Year-by-year data are arranged chronologically.

Key Points

- Classification = arranging raw data into groups by common characteristics.
- Bases: geographical (place), chronological (time), qualitative (attribute), quantitative (measurable).
- Variable = a measurable characteristic with different values.
- Discrete (whole values only, e.g. number of children) vs continuous (any value in a range, e.g. height).

✎ Quick Check — 2 questions0 / 2

Q1.Arranging India's yearly GDP figures is an example of ____ classification.

Explanation: Year-by-year (time-based) data are classified chronologically.

Q2.The number of children in a family is a:

Explanation: It takes only whole values, so it is a discrete variable.

Frequency Distribution and Class Intervals

When the same value occurs again and again in data, we record how many times it occurs. The number of times a value (or group of values) appears is its frequency, and a table showing values with their frequencies is a frequency distribution.

For a discrete variable we can list each value and its frequency directly. But for a continuous variable, or when the data spread over a wide range, we group the values into class intervals (such as 0–10, 10–20, 20–30). Some key terms:

The two ends of a class are its class limits — the smaller is the lower limit, the larger the upper limit.
The difference between the upper and lower limit is the class size (width); for 10–20 it is 10.
The middle value of a class is its mid-point (class mark) = (lower limit + upper limit) ÷ 2; for 10–20 it is 15.

There are two ways to form class intervals:

Inclusive method — both limits are included in the class (e.g. 0–9, 10–19, 20–29). There is a gap between classes, so it suits discrete data.
Exclusive method — the upper limit of one class is the lower limit of the next, and the upper limit is excluded (e.g. 0–10, 10–20: a value of exactly 10 goes into 10–20). This avoids gaps and suits continuous data. An inclusive table can be converted to exclusive form to remove the gaps before drawing graphs.

1

Worked Example

Example 1: For the class interval 20–30, find the class size and the mid-point.

Solution

Use the formulas.

Class size = upper − lower = 30 − 20 = 10.
Mid-point = (20 + 30) ÷ 2 = 25.

2

Worked Example

Example 2: In the exclusive class 10–20, where does a value of exactly 10 go?

Solution

The upper limit is excluded, the lower included.

In the exclusive method, 10 belongs to the class 10–20 (not to 0–10).

3

Worked Example

Example 3: Which method (inclusive or exclusive) is better suited to continuous data, and why?

Solution

Continuous data has no gaps.

The exclusive method, because it leaves no gap between classes.
This matches the continuous nature of the data.

Key Points

- Frequency = how many times a value occurs; frequency distribution = values with their frequencies.
- Class interval (e.g. 10–20): class size = upper − lower; mid-point = (lower + upper) ÷ 2.
- Inclusive (both limits included; gaps; suits discrete) vs exclusive (upper limit excluded; no gaps; suits continuous).
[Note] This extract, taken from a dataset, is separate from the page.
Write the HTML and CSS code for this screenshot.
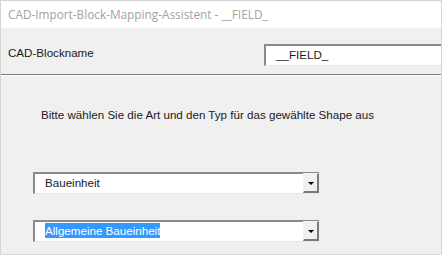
FILE: index.html
```html
<!DOCTYPE html>
<html>
<head>
<meta charset="utf-8">
<link rel="stylesheet" href="styles.css">
</head>
<body>
<div class="window">
  <div class="titlebar">CAD-Import-Block-Mapping-Assistent - __FIELD_</div>
  <div class="header">
    <span class="label">CAD-Blockname</span>
    <div class="textbox">__FIELD_</div>
  </div>
  <div class="separator"></div>
  <div class="content">
    <p class="instruction">Bitte wählen Sie die Art und den Typ für das gewählte Shape aus</p>
    <div class="combo combo-first">
      <span class="combo-text">Baueinheit</span>
      <span class="combo-btn"><span class="arrow"></span></span>
    </div>
    <div class="combo combo-second">
      <span class="combo-text"><span class="selected">Allgemeine Baueinheit</span></span>
      <span class="combo-btn"><span class="arrow"></span></span>
    </div>
  </div>
</div>
</body>
</html>
```
FILE: styles.css
```css
* { box-sizing: border-box; }
html, body { margin: 0; padding: 0; background: #ffffff; }
.window {
  width: 442px;
  height: 255px;
  border: 1px solid #d4d4d4;
  border-bottom-color: #dcdcdc;
  background: #f0f0f0;
  overflow: hidden;
  font-family: "Liberation Sans", Arial, sans-serif;
  font-size: 11.6px;
  color: #1a1a1a;
}
.titlebar {
  height: 27px;
  background: #ffffff;
  color: #a3a3a3;
  font-family: "Open Sans", "Noto Sans", sans-serif;
  font-size: 11.8px;
  line-height: 27px;
  padding-left: 7px;
  white-space: nowrap;
  overflow: hidden;
}
.header {
  height: 46px;
  display: flex;
  align-items: flex-start;
  padding-top: 16px;
  padding-left: 7px;
  white-space: nowrap;
}
.label {
  width: 256px;
  line-height: 16px;
  margin-top: 1px;
}
.textbox {
  flex: 1;
  height: 22px;
  background: #ffffff;
  border-top: 2px solid #8a8a8a;
  border-left: 2px solid #8a8a8a;
  border-bottom: 1px solid #e6e6e6;
  padding-left: 10px;
  line-height: 18px;
  margin-right: -20px;
}
.separator {
  height: 2px;
  border-top: 1px solid #7d7d7d;
  border-bottom: 1px solid #ffffff;
}
.content {
  padding-top: 31px;
  padding-left: 32px;
}
.instruction {
  margin: 0 0 0 8px;
  line-height: 16px;
  white-space: nowrap;
}
.combo {
  width: 286px;
  height: 22px;
  display: flex;
  background: #ffffff;
  border-top: 2px solid #8a8a8a;
  border-left: 2px solid #8a8a8a;
  border-bottom: 1px solid #e6e6e6;
}
.combo-first { margin-top: 49px; }
.combo-second { margin-top: 26px; }
.combo-text {
  flex: 1;
  padding-left: 10px;
  line-height: 18px;
  white-space: nowrap;
}
.selected {
  background: #3399ff;
  color: #ffffff;
  padding: 1px 0;
}
.combo-btn {
  width: 16px;
  height: 20px;
  margin-top: -1px;
  background: #f0f0f0;
  border-top: 1px solid #f4f4f4;
  border-left: 1px solid #f4f4f4;
  border-right: 2px solid #7a7a7a;
  border-bottom: 2px solid #7a7a7a;
  display: flex;
  align-items: center;
  justify-content: center;
}
.arrow {
  width: 0;
  height: 0;
  border-left: 3px solid transparent;
  border-right: 3px solid transparent;
  border-top: 3px solid #000000;
  margin-top: 1px;
}
```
✎ Quick Check — 2 questions0 / 2

Q1.The mid-point (class mark) of the class 40–50 is:

Explanation: Mid-point = (40 + 50) ÷ 2 = 45.

Q2.In which method is the upper limit of a class excluded from it?

Explanation: The exclusive method excludes the upper limit, leaving no gaps.

Constructing a Frequency Table

Let us put it all together and build a frequency table from raw data. Suppose 20 students scored the following marks (out of 50):

12, 23, 35, 41, 9, 18, 27, 33, 45, 7, 22, 38, 16, 29, 31, 44, 11, 26, 39, 48

To organise these into a frequency distribution using the exclusive method with a class size of 10, we (1) find the range (highest − lowest = 48 − 7 = 41), (2) decide the classes (0–10, 10–20, …, 40–50), and (3) put a tally mark for each value in its class, then count the tallies to get the frequency:

Marks (class)	Tally	Frequency
0–10	\|\|	2
10–20	\|\|\|\|	4
20–30	\|\|\|\|\|	5
30–40	\|\|\|\|\|	5
40–50	\|\|\|\|	4
Total		20

The total of all frequencies (2 + 4 + 5 + 5 + 4 = 20) must equal the number of observations — a quick check that nothing was missed. We have turned a messy list into a neat, readable table. The running total of frequencies down (or up) the table is called the cumulative frequency, which we use later for the median and ogive.

1

Worked Example

Example 1: Why must the sum of all frequencies equal the number of observations?

Solution

Every observation is counted once.

Each value is tallied into exactly one class.
So adding all frequencies must give back the total number of observations (here 20).

2

Worked Example

Example 2: In the table above, how many students scored less than 20 marks?

Solution

Add the first two classes.

0–10 has 2 and 10–20 has 4.
2 + 4 = 6.

3

Worked Example

Example 3: What is cumulative frequency?

Solution

It is a running total.

Cumulative frequency is the running total of frequencies down (or up) the table.

Key Points

- Build a frequency table: find the range, choose classes, put tally marks, count to get the frequency.
- Sum of frequencies must equal the number of observations (a check).
- Cumulative frequency = running total of frequencies (used for median and ogive).

✎ Quick Check — 2 questions0 / 2

Q1.In a frequency table, the sum of all frequencies must equal the:

Explanation: Every observation is tallied once, so frequencies sum to the number of observations.

Q2.The running total of frequencies down a table is the:

Explanation: The running total of frequencies is the cumulative frequency.